--- start ---
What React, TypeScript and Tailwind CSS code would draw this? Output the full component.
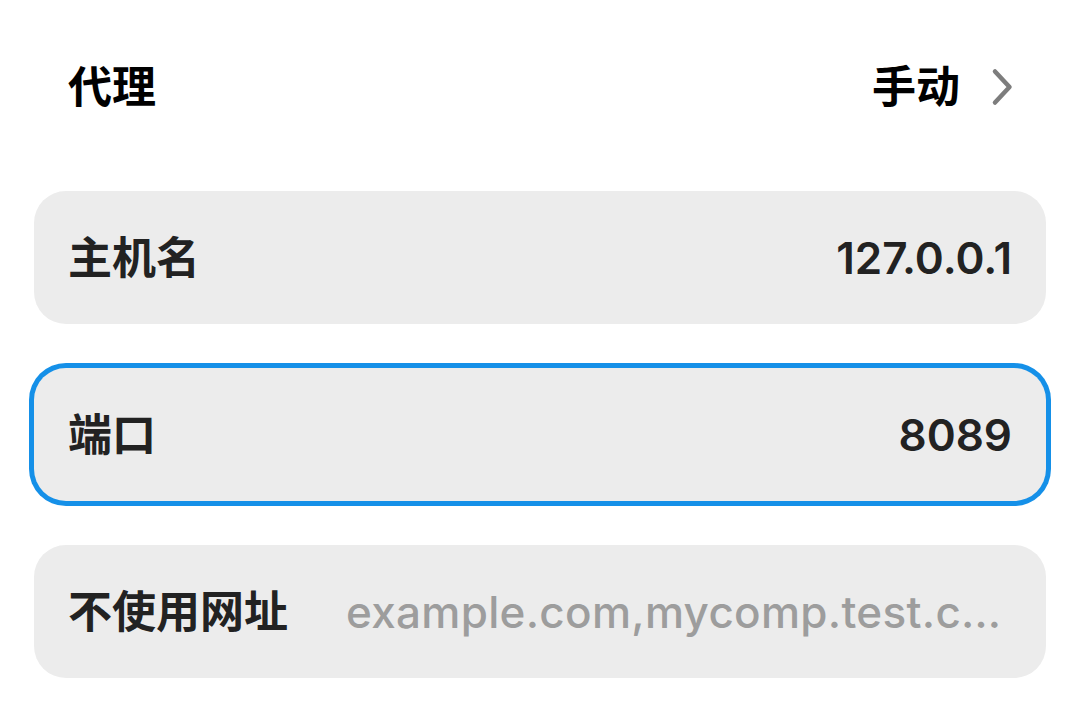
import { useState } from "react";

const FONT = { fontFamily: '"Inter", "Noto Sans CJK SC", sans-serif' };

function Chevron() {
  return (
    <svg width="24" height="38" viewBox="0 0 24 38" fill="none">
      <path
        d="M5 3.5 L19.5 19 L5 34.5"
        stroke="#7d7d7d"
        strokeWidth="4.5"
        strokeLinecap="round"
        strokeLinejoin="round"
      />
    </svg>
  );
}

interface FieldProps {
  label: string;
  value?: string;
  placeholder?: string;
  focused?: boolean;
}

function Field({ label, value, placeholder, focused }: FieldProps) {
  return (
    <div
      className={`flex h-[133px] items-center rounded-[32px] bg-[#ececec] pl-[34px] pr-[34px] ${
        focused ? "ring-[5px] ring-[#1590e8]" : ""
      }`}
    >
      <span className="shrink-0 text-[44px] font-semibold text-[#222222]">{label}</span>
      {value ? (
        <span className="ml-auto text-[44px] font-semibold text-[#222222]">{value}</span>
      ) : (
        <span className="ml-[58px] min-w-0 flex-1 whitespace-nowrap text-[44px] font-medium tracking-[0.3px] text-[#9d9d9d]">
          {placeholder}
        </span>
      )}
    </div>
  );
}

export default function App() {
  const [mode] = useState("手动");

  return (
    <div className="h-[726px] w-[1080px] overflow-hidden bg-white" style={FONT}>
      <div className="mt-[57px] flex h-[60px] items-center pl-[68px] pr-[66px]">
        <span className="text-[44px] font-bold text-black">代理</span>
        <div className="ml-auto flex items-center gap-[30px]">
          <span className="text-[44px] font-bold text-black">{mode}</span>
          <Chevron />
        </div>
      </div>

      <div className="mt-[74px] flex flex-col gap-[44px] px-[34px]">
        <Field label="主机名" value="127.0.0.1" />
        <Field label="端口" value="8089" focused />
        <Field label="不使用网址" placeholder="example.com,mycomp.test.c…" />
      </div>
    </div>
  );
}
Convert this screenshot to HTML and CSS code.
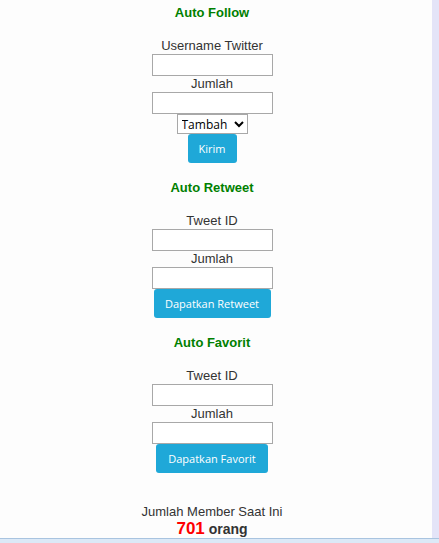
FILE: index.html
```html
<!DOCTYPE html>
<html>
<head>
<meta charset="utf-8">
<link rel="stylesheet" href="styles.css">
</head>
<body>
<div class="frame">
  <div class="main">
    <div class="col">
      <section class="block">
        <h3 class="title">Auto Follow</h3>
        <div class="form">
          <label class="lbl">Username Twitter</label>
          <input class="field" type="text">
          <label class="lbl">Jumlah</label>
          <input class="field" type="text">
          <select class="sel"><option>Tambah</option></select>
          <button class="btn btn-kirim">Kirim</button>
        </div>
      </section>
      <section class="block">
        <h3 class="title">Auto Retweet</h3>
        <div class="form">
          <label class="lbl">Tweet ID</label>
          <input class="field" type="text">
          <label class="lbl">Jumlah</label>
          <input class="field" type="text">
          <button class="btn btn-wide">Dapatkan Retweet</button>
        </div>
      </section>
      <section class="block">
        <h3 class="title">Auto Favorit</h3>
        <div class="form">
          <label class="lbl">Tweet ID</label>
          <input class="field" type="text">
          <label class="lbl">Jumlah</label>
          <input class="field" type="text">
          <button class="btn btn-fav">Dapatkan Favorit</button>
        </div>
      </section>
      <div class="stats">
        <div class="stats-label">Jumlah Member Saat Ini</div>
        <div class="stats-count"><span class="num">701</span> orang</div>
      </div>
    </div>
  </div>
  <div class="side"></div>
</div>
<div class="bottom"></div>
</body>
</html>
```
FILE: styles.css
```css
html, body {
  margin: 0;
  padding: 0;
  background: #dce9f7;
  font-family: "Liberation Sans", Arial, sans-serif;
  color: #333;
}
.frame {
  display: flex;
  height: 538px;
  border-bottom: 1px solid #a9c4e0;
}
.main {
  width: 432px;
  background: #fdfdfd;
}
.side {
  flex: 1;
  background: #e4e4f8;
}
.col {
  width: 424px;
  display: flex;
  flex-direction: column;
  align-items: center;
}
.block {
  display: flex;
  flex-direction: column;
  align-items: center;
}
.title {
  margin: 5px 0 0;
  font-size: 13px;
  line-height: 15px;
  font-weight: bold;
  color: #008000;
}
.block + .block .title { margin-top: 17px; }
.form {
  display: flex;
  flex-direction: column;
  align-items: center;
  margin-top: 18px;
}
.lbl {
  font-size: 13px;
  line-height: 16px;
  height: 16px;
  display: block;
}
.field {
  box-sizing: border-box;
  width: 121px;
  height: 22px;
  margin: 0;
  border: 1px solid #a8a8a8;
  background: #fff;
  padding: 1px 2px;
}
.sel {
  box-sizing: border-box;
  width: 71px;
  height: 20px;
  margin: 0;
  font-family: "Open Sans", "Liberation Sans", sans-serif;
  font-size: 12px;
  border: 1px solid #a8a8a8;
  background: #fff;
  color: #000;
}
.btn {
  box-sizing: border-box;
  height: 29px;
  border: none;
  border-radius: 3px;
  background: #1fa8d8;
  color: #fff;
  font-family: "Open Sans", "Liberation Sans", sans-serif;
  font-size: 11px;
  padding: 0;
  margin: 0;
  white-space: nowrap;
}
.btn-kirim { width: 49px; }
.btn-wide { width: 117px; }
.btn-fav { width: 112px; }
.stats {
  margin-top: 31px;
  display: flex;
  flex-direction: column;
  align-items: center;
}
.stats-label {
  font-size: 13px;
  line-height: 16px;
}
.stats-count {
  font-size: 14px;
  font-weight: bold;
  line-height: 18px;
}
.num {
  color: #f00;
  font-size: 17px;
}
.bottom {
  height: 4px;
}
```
--- end ---
__Do this__:
Transcribe all of the entries word for word, but skip any pictures they contain.

__Solution to the exercise__:
What React, TypeScript and Tailwind CSS code would draw this? Output the full component.
import { useState } from "react";

const FONT = { fontFamily: '"Inter", "Noto Sans CJK SC", sans-serif' };

function Chevron() {
  return (
    <svg width="24" height="38" viewBox="0 0 24 38" fill="none">
      <path
        d="M5 3.5 L19.5 19 L5 34.5"
        stroke="#7d7d7d"
        strokeWidth="4.5"
        strokeLinecap="round"
        strokeLinejoin="round"
      />
    </svg>
  );
}

interface FieldProps {
  label: string;
  value?: string;
  placeholder?: string;
  focused?: boolean;
}

function Field({ label, value, placeholder, focused }: FieldProps) {
  return (
    <div
      className={`flex h-[133px] items-center rounded-[32px] bg-[#ececec] pl-[34px] pr-[34px] ${
        focused ? "ring-[5px] ring-[#1590e8]" : ""
      }`}
    >
      <span className="shrink-0 text-[44px] font-semibold text-[#222222]">{label}</span>
      {value ? (
        <span className="ml-auto text-[44px] font-semibold text-[#222222]">{value}</span>
      ) : (
        <span className="ml-[58px] min-w-0 flex-1 whitespace-nowrap text-[44px] font-medium tracking-[0.3px] text-[#9d9d9d]">
          {placeholder}
        </span>
      )}
    </div>
  );
}

export default function App() {
  const [mode] = useState("手动");

  return (
    <div className="h-[726px] w-[1080px] overflow-hidden bg-white" style={FONT}>
      <div className="mt-[57px] flex h-[60px] items-center pl-[68px] pr-[66px]">
        <span className="text-[44px] font-bold text-black">代理</span>
        <div className="ml-auto flex items-center gap-[30px]">
          <span className="text-[44px] font-bold text-black">{mode}</span>
          <Chevron />
        </div>
      </div>

      <div className="mt-[74px] flex flex-col gap-[44px] px-[34px]">
        <Field label="主机名" value="127.0.0.1" />
        <Field label="端口" value="8089" focused />
        <Field label="不使用网址" placeholder="example.com,mycomp.test.c…" />
      </div>
    </div>
  );
}
Convert this screenshot to HTML and CSS code.
FILE: index.html
```html
<!DOCTYPE html>
<html>
<head>
<meta charset="utf-8">
<link rel="stylesheet" href="styles.css">
</head>
<body>
<div class="frame">
  <div class="main">
    <div class="col">
      <section class="block">
        <h3 class="title">Auto Follow</h3>
        <div class="form">
          <label class="lbl">Username Twitter</label>
          <input class="field" type="text">
          <label class="lbl">Jumlah</label>
          <input class="field" type="text">
          <select class="sel"><option>Tambah</option></select>
          <button class="btn btn-kirim">Kirim</button>
        </div>
      </section>
      <section class="block">
        <h3 class="title">Auto Retweet</h3>
        <div class="form">
          <label class="lbl">Tweet ID</label>
          <input class="field" type="text">
          <label class="lbl">Jumlah</label>
          <input class="field" type="text">
          <button class="btn btn-wide">Dapatkan Retweet</button>
        </div>
      </section>
      <section class="block">
        <h3 class="title">Auto Favorit</h3>
        <div class="form">
          <label class="lbl">Tweet ID</label>
          <input class="field" type="text">
          <label class="lbl">Jumlah</label>
          <input class="field" type="text">
          <button class="btn btn-fav">Dapatkan Favorit</button>
        </div>
      </section>
      <div class="stats">
        <div class="stats-label">Jumlah Member Saat Ini</div>
        <div class="stats-count"><span class="num">701</span> orang</div>
      </div>
    </div>
  </div>
  <div class="side"></div>
</div>
<div class="bottom"></div>
</body>
</html>
```
FILE: styles.css
```css
html, body {
  margin: 0;
  padding: 0;
  background: #dce9f7;
  font-family: "Liberation Sans", Arial, sans-serif;
  color: #333;
}
.frame {
  display: flex;
  height: 538px;
  border-bottom: 1px solid #a9c4e0;
}
.main {
  width: 432px;
  background: #fdfdfd;
}
.side {
  flex: 1;
  background: #e4e4f8;
}
.col {
  width: 424px;
  display: flex;
  flex-direction: column;
  align-items: center;
}
.block {
  display: flex;
  flex-direction: column;
  align-items: center;
}
.title {
  margin: 5px 0 0;
  font-size: 13px;
  line-height: 15px;
  font-weight: bold;
  color: #008000;
}
.block + .block .title { margin-top: 17px; }
.form {
  display: flex;
  flex-direction: column;
  align-items: center;
  margin-top: 18px;
}
.lbl {
  font-size: 13px;
  line-height: 16px;
  height: 16px;
  display: block;
}
.field {
  box-sizing: border-box;
  width: 121px;
  height: 22px;
  margin: 0;
  border: 1px solid #a8a8a8;
  background: #fff;
  padding: 1px 2px;
}
.sel {
  box-sizing: border-box;
  width: 71px;
  height: 20px;
  margin: 0;
  font-family: "Open Sans", "Liberation Sans", sans-serif;
  font-size: 12px;
  border: 1px solid #a8a8a8;
  background: #fff;
  color: #000;
}
.btn {
  box-sizing: border-box;
  height: 29px;
  border: none;
  border-radius: 3px;
  background: #1fa8d8;
  color: #fff;
  font-family: "Open Sans", "Liberation Sans", sans-serif;
  font-size: 11px;
  padding: 0;
  margin: 0;
  white-space: nowrap;
}
.btn-kirim { width: 49px; }
.btn-wide { width: 117px; }
.btn-fav { width: 112px; }
.stats {
  margin-top: 31px;
  display: flex;
  flex-direction: column;
  align-items: center;
}
.stats-label {
  font-size: 13px;
  line-height: 16px;
}
.stats-count {
  font-size: 14px;
  font-weight: bold;
  line-height: 18px;
}
.num {
  color: #f00;
  font-size: 17px;
}
.bottom {
  height: 4px;
}
```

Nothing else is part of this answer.